* _Task objective_
Identify all lines in the listing that include the word "index", and copy them out.

* _Supplied material_
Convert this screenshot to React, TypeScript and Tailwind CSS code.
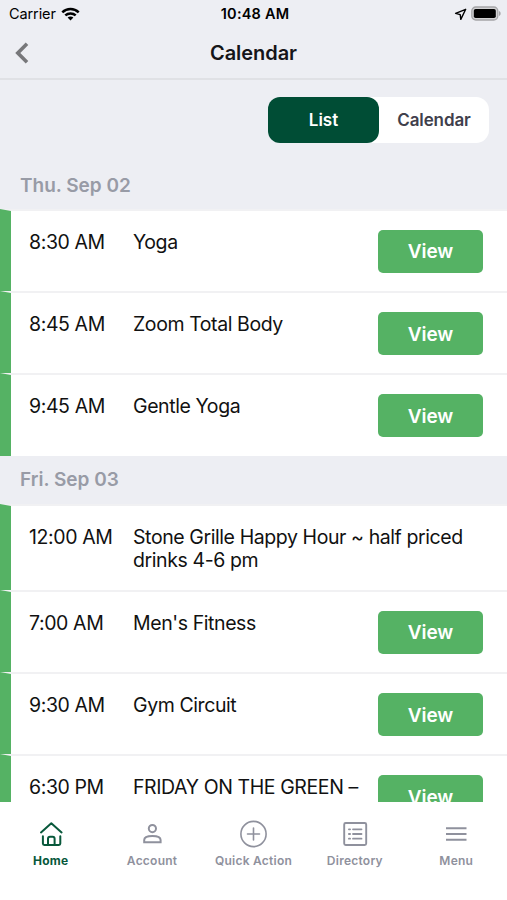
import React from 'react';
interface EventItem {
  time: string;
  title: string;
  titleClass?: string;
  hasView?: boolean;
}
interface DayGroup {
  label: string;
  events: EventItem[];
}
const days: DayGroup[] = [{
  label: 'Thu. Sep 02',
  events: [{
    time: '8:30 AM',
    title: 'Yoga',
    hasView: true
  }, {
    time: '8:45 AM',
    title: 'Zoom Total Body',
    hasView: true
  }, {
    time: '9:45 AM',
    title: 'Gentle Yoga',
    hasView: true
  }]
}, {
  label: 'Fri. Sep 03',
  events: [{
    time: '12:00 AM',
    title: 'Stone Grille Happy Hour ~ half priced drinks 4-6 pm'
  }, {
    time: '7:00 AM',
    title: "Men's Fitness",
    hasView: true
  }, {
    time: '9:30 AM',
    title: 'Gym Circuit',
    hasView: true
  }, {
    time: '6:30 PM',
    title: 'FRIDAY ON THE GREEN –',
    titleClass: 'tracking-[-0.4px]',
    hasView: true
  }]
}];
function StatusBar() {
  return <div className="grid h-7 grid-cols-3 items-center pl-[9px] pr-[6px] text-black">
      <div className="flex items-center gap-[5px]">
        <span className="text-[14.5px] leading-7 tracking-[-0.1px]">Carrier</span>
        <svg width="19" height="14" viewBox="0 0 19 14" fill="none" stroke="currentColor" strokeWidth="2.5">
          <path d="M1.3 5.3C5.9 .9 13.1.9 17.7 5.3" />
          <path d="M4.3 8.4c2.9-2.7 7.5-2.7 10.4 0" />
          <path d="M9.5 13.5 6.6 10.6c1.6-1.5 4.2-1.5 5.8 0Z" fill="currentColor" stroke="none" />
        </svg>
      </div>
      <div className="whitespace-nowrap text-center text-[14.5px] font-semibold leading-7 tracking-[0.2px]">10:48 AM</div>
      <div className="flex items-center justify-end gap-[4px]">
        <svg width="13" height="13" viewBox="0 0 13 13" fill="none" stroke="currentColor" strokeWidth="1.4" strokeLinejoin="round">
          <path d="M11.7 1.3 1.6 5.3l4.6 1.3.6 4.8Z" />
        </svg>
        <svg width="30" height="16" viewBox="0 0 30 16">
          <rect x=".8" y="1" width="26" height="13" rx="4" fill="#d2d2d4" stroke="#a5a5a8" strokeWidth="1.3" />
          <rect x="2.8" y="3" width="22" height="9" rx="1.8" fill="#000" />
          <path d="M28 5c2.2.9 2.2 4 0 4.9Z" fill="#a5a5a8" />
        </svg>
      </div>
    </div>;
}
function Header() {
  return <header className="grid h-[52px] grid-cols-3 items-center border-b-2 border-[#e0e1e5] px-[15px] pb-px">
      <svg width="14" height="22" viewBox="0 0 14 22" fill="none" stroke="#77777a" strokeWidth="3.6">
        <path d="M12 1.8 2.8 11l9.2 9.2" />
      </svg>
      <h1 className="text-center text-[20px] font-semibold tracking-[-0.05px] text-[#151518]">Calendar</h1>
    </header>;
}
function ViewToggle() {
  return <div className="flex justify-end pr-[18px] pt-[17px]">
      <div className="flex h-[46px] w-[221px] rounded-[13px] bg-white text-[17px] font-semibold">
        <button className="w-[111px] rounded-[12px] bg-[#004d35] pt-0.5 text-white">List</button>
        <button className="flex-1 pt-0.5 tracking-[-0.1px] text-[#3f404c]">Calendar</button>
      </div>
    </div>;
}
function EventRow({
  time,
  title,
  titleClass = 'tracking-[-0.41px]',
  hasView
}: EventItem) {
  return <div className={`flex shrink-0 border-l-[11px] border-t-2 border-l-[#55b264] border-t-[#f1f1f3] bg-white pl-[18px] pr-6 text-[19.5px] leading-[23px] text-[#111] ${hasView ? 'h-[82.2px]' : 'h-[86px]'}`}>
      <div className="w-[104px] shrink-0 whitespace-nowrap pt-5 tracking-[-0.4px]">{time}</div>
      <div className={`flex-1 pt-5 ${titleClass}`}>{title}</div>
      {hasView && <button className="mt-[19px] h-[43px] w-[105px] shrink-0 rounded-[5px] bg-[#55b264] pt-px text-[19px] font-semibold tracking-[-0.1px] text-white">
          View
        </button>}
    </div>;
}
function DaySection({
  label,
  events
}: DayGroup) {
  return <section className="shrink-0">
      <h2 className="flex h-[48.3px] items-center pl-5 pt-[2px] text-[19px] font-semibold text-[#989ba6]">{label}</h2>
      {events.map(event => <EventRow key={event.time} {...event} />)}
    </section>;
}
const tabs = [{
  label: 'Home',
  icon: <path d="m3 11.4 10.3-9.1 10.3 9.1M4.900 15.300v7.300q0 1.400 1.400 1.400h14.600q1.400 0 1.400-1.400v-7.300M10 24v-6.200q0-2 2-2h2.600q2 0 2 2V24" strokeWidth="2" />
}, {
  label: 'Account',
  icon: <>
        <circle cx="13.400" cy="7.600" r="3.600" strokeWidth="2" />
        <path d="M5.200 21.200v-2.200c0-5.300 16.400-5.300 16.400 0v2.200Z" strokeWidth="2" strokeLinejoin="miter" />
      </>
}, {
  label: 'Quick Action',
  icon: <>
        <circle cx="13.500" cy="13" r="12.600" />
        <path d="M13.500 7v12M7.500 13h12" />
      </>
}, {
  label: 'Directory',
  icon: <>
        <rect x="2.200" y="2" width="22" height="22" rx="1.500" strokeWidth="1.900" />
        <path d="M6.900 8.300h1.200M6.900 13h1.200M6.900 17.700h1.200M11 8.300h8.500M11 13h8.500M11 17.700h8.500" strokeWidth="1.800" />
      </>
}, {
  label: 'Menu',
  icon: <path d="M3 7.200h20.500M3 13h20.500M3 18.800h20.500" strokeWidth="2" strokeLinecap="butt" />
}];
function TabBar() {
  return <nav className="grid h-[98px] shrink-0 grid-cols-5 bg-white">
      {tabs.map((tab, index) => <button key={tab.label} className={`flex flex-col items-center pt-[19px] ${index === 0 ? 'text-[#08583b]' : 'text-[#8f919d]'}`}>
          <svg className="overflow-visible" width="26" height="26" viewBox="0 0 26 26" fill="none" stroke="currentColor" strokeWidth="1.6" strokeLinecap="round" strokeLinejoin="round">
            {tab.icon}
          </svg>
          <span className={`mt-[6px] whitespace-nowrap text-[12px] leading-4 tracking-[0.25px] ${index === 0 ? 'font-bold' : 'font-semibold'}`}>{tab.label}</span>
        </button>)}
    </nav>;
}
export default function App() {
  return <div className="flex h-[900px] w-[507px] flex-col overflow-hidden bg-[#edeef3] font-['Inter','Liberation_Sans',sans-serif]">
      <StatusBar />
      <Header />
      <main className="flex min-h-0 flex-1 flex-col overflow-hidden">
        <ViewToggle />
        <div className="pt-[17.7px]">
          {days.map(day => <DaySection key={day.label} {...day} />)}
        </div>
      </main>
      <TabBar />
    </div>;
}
--
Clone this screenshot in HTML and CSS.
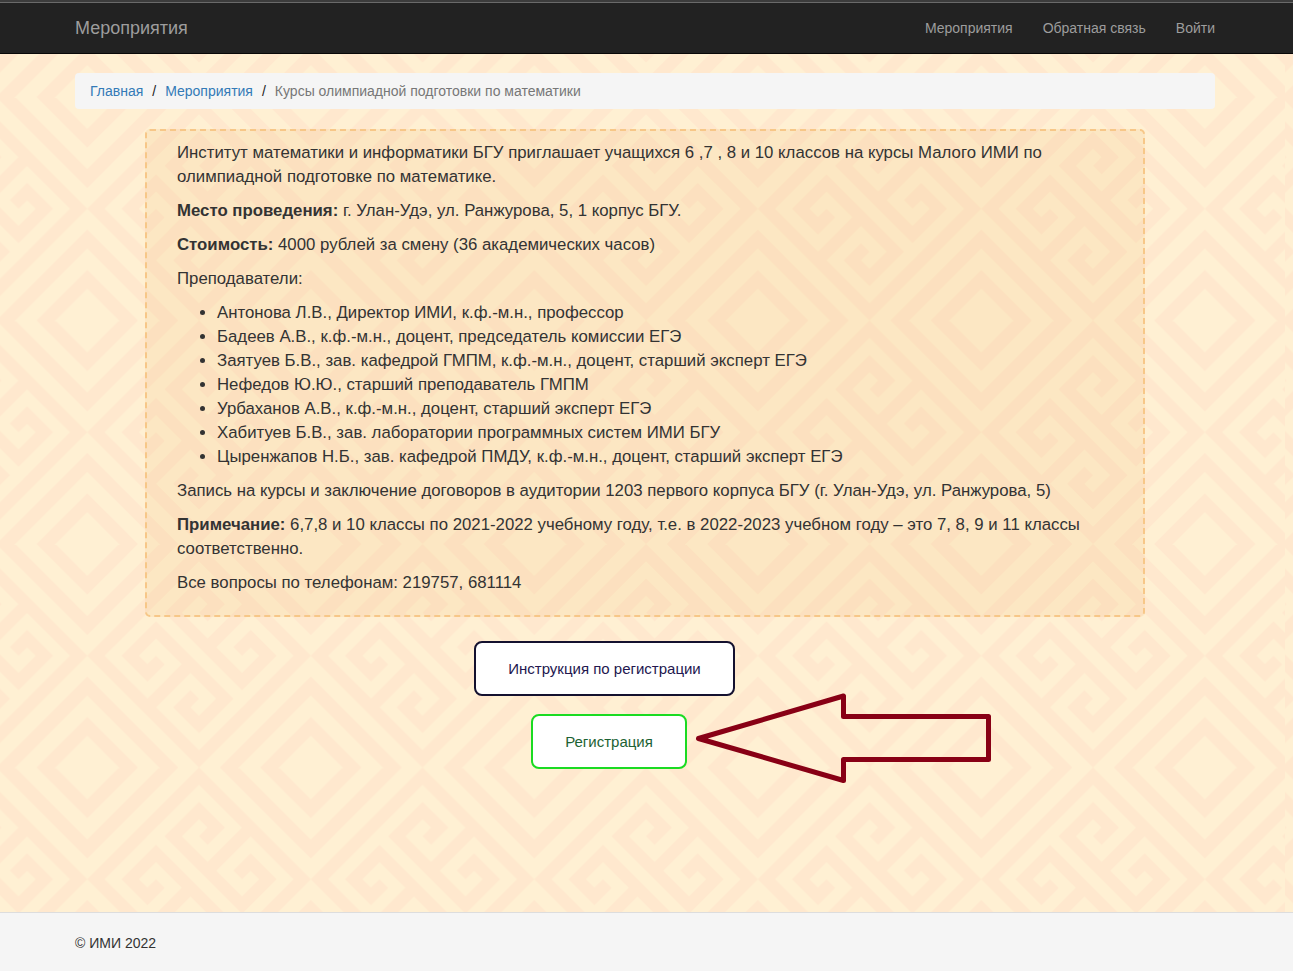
...
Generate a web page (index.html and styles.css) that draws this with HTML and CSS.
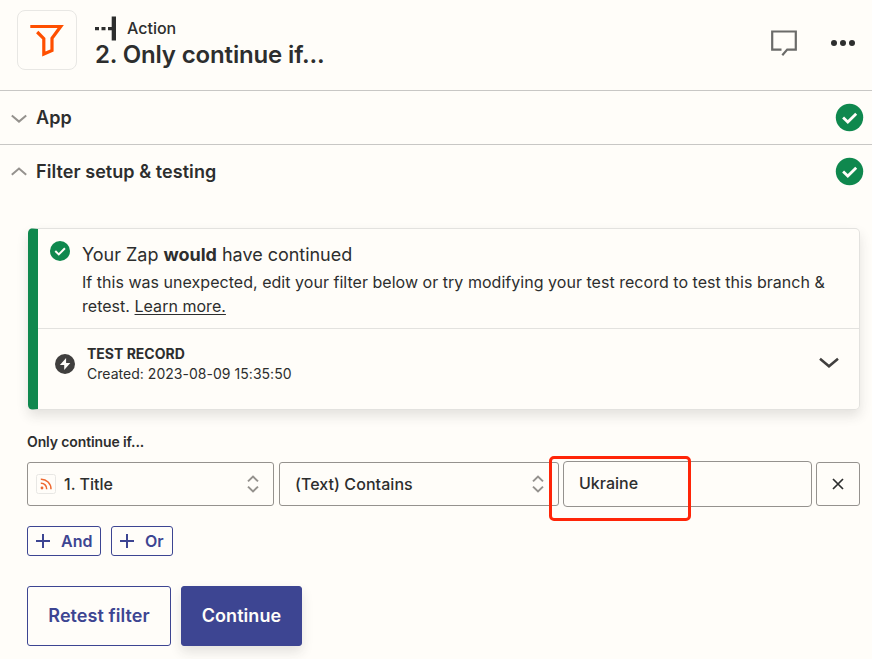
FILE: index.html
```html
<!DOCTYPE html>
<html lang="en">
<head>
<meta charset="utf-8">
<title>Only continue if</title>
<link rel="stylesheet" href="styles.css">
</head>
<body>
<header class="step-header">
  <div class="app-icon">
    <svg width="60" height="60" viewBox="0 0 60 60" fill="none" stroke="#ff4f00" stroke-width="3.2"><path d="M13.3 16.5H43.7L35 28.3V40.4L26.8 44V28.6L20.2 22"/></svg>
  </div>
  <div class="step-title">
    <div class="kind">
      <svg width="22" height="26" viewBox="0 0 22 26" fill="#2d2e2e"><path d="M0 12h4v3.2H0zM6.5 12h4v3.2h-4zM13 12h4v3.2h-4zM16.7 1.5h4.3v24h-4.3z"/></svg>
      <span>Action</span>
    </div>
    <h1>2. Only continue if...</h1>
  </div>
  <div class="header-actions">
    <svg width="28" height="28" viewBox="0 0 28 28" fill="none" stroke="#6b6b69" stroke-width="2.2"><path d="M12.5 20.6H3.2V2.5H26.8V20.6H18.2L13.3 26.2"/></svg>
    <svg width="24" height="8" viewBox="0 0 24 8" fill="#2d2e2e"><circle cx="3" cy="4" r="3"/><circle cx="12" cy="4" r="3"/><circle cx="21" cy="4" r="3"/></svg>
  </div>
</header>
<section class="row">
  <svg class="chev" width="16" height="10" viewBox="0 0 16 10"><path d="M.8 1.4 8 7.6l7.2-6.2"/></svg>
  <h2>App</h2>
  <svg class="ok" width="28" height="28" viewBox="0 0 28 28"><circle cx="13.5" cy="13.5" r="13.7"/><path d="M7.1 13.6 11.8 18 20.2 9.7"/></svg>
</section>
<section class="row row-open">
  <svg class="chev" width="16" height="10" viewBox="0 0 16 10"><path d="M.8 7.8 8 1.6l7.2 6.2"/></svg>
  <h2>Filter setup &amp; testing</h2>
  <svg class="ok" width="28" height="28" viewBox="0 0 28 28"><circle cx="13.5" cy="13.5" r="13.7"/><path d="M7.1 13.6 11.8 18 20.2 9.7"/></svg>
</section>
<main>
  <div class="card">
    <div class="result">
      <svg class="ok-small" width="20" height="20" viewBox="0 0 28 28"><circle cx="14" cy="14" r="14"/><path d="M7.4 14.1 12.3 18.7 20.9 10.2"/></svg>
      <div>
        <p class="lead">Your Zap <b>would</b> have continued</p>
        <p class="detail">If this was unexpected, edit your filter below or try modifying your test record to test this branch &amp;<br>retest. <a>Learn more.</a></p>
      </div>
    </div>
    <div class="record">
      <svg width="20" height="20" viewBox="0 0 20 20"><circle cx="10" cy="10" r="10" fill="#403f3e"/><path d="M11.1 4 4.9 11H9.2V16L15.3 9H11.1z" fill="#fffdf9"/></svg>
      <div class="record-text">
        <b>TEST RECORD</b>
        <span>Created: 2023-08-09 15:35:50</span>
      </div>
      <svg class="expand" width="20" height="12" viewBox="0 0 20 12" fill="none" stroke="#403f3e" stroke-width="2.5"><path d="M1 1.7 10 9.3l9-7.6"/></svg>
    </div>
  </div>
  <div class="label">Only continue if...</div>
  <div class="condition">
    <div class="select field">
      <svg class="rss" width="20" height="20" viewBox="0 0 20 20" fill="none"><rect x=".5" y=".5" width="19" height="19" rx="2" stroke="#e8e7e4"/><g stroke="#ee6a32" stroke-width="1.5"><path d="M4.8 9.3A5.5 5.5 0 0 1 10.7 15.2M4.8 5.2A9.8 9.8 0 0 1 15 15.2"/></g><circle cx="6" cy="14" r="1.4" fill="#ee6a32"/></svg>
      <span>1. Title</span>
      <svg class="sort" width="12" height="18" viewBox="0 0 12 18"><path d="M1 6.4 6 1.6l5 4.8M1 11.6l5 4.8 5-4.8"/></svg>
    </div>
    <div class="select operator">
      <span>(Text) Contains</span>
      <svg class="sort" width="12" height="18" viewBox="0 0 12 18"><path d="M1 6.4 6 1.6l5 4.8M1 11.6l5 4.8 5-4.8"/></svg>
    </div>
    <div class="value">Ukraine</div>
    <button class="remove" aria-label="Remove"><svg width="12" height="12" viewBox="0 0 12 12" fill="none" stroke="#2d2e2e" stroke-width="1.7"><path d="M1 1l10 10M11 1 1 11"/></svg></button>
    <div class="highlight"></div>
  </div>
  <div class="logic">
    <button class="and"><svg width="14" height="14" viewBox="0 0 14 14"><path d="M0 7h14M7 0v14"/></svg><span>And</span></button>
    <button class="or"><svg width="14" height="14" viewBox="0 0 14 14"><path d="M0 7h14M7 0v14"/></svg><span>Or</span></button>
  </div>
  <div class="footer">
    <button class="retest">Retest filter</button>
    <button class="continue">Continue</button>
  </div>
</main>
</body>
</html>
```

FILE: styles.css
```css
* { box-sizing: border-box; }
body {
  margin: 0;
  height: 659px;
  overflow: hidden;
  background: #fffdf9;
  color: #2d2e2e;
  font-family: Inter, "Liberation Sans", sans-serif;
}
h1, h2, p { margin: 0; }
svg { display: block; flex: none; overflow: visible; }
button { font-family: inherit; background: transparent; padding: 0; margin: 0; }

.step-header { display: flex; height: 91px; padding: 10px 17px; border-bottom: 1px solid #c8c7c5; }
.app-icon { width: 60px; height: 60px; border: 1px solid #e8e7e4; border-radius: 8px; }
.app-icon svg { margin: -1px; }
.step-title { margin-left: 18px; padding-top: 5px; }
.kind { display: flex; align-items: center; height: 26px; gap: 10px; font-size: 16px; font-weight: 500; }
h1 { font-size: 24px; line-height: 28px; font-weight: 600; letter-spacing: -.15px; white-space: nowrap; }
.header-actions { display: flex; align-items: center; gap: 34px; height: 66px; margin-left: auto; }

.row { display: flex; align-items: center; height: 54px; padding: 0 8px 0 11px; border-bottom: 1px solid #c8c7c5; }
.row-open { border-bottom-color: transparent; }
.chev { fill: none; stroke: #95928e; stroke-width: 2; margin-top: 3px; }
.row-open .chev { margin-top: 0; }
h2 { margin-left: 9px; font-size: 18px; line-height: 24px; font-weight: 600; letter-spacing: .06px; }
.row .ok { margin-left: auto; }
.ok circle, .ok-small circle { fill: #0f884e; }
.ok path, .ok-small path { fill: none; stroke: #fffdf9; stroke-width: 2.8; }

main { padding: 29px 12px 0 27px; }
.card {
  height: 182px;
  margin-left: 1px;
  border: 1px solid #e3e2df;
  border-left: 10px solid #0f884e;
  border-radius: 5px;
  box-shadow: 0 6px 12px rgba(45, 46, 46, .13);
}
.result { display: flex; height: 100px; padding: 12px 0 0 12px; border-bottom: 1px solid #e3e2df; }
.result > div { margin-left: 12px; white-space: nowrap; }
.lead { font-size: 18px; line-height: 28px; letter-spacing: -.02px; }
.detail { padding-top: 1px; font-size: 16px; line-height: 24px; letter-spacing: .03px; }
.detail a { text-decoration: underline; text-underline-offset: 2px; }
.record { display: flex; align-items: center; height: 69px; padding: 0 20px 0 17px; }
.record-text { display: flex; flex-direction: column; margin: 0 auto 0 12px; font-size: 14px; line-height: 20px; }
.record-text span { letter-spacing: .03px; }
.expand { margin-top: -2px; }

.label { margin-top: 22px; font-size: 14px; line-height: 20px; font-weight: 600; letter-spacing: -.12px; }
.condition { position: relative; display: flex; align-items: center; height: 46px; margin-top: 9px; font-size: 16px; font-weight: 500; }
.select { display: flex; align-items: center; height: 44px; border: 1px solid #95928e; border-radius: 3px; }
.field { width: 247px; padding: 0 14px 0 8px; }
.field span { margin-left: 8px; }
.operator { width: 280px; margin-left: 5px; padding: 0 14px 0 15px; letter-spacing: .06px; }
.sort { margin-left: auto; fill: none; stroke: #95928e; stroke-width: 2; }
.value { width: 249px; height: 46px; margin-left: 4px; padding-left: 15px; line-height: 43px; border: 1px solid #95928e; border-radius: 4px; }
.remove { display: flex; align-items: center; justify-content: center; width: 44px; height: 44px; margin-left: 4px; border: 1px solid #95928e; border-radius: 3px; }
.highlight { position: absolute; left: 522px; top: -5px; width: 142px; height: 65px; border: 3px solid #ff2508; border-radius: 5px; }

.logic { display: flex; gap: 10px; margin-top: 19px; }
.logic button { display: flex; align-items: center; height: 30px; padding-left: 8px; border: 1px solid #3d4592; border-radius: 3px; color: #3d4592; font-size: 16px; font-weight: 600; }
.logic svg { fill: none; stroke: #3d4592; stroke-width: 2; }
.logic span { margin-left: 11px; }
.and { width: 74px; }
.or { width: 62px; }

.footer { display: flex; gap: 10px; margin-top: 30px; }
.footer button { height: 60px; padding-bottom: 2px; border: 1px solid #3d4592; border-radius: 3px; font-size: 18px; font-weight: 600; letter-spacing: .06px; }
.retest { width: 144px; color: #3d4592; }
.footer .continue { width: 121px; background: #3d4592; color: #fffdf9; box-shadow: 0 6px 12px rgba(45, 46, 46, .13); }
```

* _Final result_
      {tabs.map((tab, index) => <button key={tab.label} className={`flex flex-col items-center pt-[19px] ${index === 0 ? 'text-[#08583b]' : 'text-[#8f919d]'}`}>
          <span className={`mt-[6px] whitespace-nowrap text-[12px] leading-4 tracking-[0.25px] ${index === 0 ? 'font-bold' : 'font-semibold'}`}>{tab.label}</span>
Generate a web page (index.html and styles.css) that draws this with HTML and CSS.
FILE: index.html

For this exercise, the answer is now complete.